Michael Kirban sold 50,000 Vita Coco shares at $68.00 each for $3.4 million under a Rule 10b5-1 plan, while retaining substantial direct, trust, and derivative holdings. The company also posted strong Q1 fiscal 2026 results, with revenue up 37% year over year to $180 million, net income of $30 million, and adjusted EBITDA of $38.7 million, all above estimates. BofA and Evercore raised price targets to $72 and $75, reinforcing a positive fundamental backdrop despite the insider sale near the 52-week high of $69.58.

Analysis

The clean takeaway is that the business momentum is likely still outrunning valuation gravity in the near term, but the margin for error is shrinking fast.
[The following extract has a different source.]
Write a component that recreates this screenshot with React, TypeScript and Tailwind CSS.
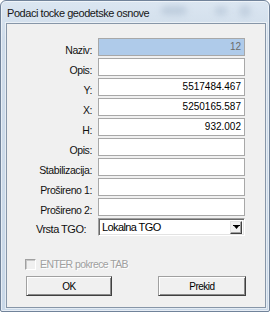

A stock with this kind of trailing run and a management team monetizing into strength typically keeps working until the market starts to focus on deceleration rather than absolute growth; that inflection usually shows up 1-2 quarters after peak sell-through or distribution gains, not immediately after a strong print. The second-order dynamic is supply and sentiment, not just fundamentals. A large insider sale under a 10b5-1 plan is not a bearish signal by itself, but at these levels it subtly caps the pool of incremental buyers because it invites the “good news already priced in” debate, especially with the stock close to highs and multiple expansion already heavy. If the next quarter only matches rather than beats, the multiple can compress quickly even if revenue still grows, because expectations now imply near-perfect execution. Competition-wise, the main risk is not incumbent beverage peers alone; it is shelf-space and promotional intensity. If velocity remains strong, copycat coconut/functional drink launches may force higher trade spend, which would pressure EBITDA quality before it shows up in headline revenue. The most important watch item is whether gross profit dollars can keep scaling as fast as sales — that is the difference between a durable compounder and a momentum name that stalls after a blowout year. The contrarian view is that this may be one of those cases where the market is right on the direction but wrong on the timing. The stock can stay expensive for months if sell-through stays hot, but the first sign of slowing international or club-channel replenishment could knock 15-25% off the equity quickly because the current setup leaves little room for disappointment.